Infographic showing top brands by customer loyalty

Source: Marketing Charts

Taco Bell

The franchising fee for Taco Bell is $25,000-$45,000, with an initial investment of $525,000-$2 million. This fantastic restaurant brand has been around for 50 years and has continued to develop brand recognition and financial stability.

The UPS Store

Initial investment for UPS store is $138,433-$460,000. The initial fee is $29,950. The UPS Store is a highly ranked franchise in the business service industry. It has excellent brand recognition, dedicated training and support, and financial stability. After all, 84% of the US population lives within 10 miles from the UPS store.

Planet Fitness

With Planet Fitness, the initial investment is $2,545,915, along with a 22% five-year growth rate and 1,494 total franchise units. The philosophy of Planet Fitness is a judgment-free zone, which makes first-time gym users feel comfortable throughout their fitness journey. The gym has over 40 million members, with franchisees taking home an annual income of $567,000.

Great Clips

The initial investment for Great Clips is $136,900-$259,400, with a franchise fee of $20,000. Great Clips have been in the business for over 30 years and have offered franchise owners with advanced technology training. It invests heavily on marketing and providing customers with the best experience.

Conclusion

Franchising can be a fun and exciting journey.
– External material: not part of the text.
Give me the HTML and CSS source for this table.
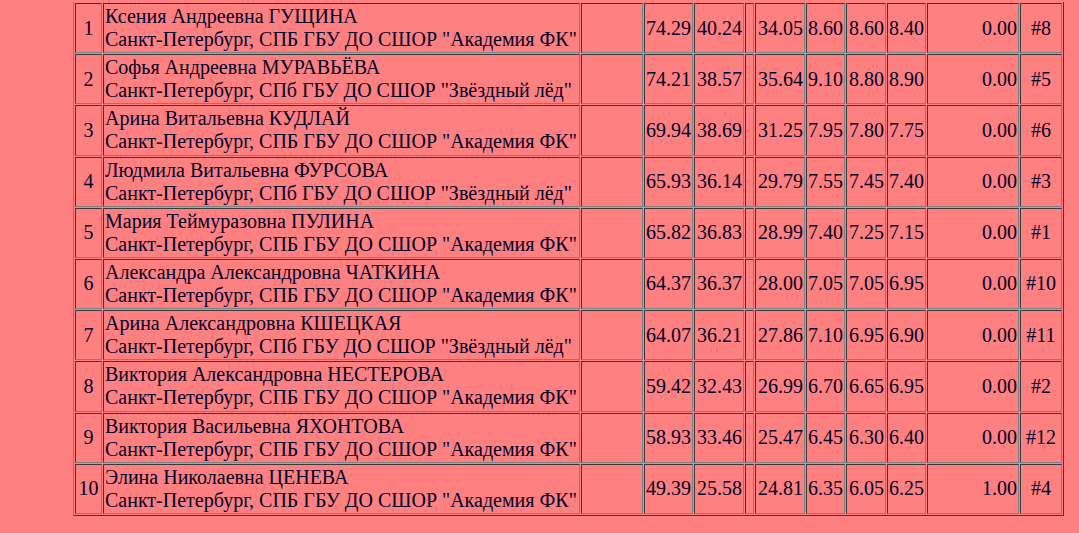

It entails a robust legal team such as California Franchise Attorney to draft the contracts and agreements that details the relationship between the franchisor and franchisee. Once that is completed, the franchisee will have to pay the initial or royalty fee to obtain the trademark brand, support, marketing, services, and other tools from the franchisor to open and operate the business. Because the franchise brand is highly recognizable and has a huge fan base, it’s no doubt that the franchisor can experience growth and success in no time.